━━ DATA LINES
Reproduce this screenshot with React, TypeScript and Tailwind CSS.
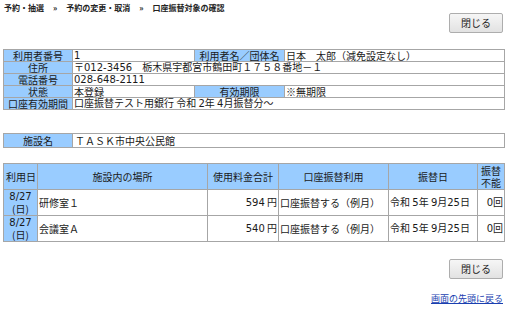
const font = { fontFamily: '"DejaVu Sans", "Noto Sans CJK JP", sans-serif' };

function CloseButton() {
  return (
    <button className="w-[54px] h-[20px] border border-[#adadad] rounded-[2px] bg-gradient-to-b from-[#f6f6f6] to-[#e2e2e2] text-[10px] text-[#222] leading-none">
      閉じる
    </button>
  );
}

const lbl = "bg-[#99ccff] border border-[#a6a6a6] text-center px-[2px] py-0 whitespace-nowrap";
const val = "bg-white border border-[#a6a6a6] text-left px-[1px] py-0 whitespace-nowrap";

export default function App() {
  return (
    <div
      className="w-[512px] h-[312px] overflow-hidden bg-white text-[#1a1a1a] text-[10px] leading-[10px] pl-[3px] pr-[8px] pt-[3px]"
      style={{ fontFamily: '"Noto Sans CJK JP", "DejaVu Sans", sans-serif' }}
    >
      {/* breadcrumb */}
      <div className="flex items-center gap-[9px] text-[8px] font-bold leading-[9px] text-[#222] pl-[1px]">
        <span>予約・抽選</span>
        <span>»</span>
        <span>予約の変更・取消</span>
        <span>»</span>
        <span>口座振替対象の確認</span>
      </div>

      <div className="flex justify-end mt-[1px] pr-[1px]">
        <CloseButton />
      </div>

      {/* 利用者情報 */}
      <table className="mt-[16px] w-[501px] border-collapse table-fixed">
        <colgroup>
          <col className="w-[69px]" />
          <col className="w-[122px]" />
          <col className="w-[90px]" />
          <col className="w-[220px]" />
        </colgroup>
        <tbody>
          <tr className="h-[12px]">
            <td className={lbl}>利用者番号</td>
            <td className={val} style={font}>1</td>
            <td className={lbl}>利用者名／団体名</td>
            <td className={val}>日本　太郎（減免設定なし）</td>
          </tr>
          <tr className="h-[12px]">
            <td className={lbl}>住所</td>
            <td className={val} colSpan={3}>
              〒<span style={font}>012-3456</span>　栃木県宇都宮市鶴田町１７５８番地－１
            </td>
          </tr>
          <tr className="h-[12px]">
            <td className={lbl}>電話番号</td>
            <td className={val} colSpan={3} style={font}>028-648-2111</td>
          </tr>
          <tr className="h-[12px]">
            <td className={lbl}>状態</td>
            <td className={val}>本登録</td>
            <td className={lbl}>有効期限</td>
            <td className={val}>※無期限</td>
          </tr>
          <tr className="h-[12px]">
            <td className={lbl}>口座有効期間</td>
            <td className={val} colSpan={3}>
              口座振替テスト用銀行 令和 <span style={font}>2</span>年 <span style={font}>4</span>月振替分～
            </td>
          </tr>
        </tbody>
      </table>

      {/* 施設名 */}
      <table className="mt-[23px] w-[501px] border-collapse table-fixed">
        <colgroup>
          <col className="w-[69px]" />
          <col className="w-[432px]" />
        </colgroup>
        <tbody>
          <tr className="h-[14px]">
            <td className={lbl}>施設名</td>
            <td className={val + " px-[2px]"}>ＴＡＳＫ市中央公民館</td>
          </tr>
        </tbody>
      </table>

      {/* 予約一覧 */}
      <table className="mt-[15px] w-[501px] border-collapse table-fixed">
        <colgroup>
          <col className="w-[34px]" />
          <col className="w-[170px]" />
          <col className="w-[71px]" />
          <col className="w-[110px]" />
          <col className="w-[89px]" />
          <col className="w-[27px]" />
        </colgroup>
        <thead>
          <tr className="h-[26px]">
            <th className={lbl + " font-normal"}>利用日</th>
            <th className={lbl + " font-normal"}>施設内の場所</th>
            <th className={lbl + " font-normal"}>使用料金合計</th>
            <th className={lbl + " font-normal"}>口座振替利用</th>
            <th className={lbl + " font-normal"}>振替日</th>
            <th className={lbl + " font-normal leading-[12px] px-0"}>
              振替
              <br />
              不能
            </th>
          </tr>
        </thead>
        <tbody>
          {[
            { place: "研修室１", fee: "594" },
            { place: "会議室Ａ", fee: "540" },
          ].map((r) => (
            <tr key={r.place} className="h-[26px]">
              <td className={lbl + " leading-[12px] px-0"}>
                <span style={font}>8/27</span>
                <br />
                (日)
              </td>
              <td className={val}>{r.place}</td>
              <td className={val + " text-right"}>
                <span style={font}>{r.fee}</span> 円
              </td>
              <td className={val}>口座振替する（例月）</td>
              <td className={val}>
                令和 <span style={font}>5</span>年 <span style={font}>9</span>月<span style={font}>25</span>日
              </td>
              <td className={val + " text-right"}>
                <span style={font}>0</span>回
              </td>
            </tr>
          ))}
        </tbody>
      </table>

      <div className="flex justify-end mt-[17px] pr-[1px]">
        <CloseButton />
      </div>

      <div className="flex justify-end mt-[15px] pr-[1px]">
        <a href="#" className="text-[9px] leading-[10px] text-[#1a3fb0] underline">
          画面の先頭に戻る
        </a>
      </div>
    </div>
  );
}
━━━━
● **GIVEN PROBLEM**: Return the listing above in full and without alteration, excluding its pictures.

● **SOLUTION**:
Reproduce this screenshot with React, TypeScript and Tailwind CSS.
const font = { fontFamily: '"DejaVu Sans", "Noto Sans CJK JP", sans-serif' };

function CloseButton() {
  return (
    <button className="w-[54px] h-[20px] border border-[#adadad] rounded-[2px] bg-gradient-to-b from-[#f6f6f6] to-[#e2e2e2] text-[10px] text-[#222] leading-none">
      閉じる
    </button>
  );
}

const lbl = "bg-[#99ccff] border border-[#a6a6a6] text-center px-[2px] py-0 whitespace-nowrap";
const val = "bg-white border border-[#a6a6a6] text-left px-[1px] py-0 whitespace-nowrap";

export default function App() {
  return (
    <div
      className="w-[512px] h-[312px] overflow-hidden bg-white text-[#1a1a1a] text-[10px] leading-[10px] pl-[3px] pr-[8px] pt-[3px]"
      style={{ fontFamily: '"Noto Sans CJK JP", "DejaVu Sans", sans-serif' }}
    >
      {/* breadcrumb */}
      <div className="flex items-center gap-[9px] text-[8px] font-bold leading-[9px] text-[#222] pl-[1px]">
        <span>予約・抽選</span>
        <span>»</span>
        <span>予約の変更・取消</span>
        <span>»</span>
        <span>口座振替対象の確認</span>
      </div>

      <div className="flex justify-end mt-[1px] pr-[1px]">
        <CloseButton />
      </div>

      {/* 利用者情報 */}
      <table className="mt-[16px] w-[501px] border-collapse table-fixed">
        <colgroup>
          <col className="w-[69px]" />
          <col className="w-[122px]" />
          <col className="w-[90px]" />
          <col className="w-[220px]" />
        </colgroup>
        <tbody>
          <tr className="h-[12px]">
            <td className={lbl}>利用者番号</td>
            <td className={val} style={font}>1</td>
            <td className={lbl}>利用者名／団体名</td>
            <td className={val}>日本　太郎（減免設定なし）</td>
          </tr>
          <tr className="h-[12px]">
            <td className={lbl}>住所</td>
            <td className={val} colSpan={3}>
              〒<span style={font}>012-3456</span>　栃木県宇都宮市鶴田町１７５８番地－１
            </td>
          </tr>
          <tr className="h-[12px]">
            <td className={lbl}>電話番号</td>
            <td className={val} colSpan={3} style={font}>028-648-2111</td>
          </tr>
          <tr className="h-[12px]">
            <td className={lbl}>状態</td>
            <td className={val}>本登録</td>
            <td className={lbl}>有効期限</td>
            <td className={val}>※無期限</td>
          </tr>
          <tr className="h-[12px]">
            <td className={lbl}>口座有効期間</td>
            <td className={val} colSpan={3}>
              口座振替テスト用銀行 令和 <span style={font}>2</span>年 <span style={font}>4</span>月振替分～
            </td>
          </tr>
        </tbody>
      </table>

      {/* 施設名 */}
      <table className="mt-[23px] w-[501px] border-collapse table-fixed">
        <colgroup>
          <col className="w-[69px]" />
          <col className="w-[432px]" />
        </colgroup>
        <tbody>
          <tr className="h-[14px]">
            <td className={lbl}>施設名</td>
            <td className={val + " px-[2px]"}>ＴＡＳＫ市中央公民館</td>
          </tr>
        </tbody>
      </table>

      {/* 予約一覧 */}
      <table className="mt-[15px] w-[501px] border-collapse table-fixed">
        <colgroup>
          <col className="w-[34px]" />
          <col className="w-[170px]" />
          <col className="w-[71px]" />
          <col className="w-[110px]" />
          <col className="w-[89px]" />
          <col className="w-[27px]" />
        </colgroup>
        <thead>
          <tr className="h-[26px]">
            <th className={lbl + " font-normal"}>利用日</th>
            <th className={lbl + " font-normal"}>施設内の場所</th>
            <th className={lbl + " font-normal"}>使用料金合計</th>
            <th className={lbl + " font-normal"}>口座振替利用</th>
            <th className={lbl + " font-normal"}>振替日</th>
            <th className={lbl + " font-normal leading-[12px] px-0"}>
              振替
              <br />
              不能
            </th>
          </tr>
        </thead>
        <tbody>
          {[
            { place: "研修室１", fee: "594" },
            { place: "会議室Ａ", fee: "540" },
          ].map((r) => (
            <tr key={r.place} className="h-[26px]">
              <td className={lbl + " leading-[12px] px-0"}>
                <span style={font}>8/27</span>
                <br />
                (日)
              </td>
              <td className={val}>{r.place}</td>
              <td className={val + " text-right"}>
                <span style={font}>{r.fee}</span> 円
              </td>
              <td className={val}>口座振替する（例月）</td>
              <td className={val}>
                令和 <span style={font}>5</span>年 <span style={font}>9</span>月<span style={font}>25</span>日
              </td>
              <td className={val + " text-right"}>
                <span style={font}>0</span>回
              </td>
            </tr>
          ))}
        </tbody>
      </table>

      <div className="flex justify-end mt-[17px] pr-[1px]">
        <CloseButton />
      </div>

      <div className="flex justify-end mt-[15px] pr-[1px]">
        <a href="#" className="text-[9px] leading-[10px] text-[#1a3fb0] underline">
          画面の先頭に戻る
        </a>
      </div>
    </div>
  );
}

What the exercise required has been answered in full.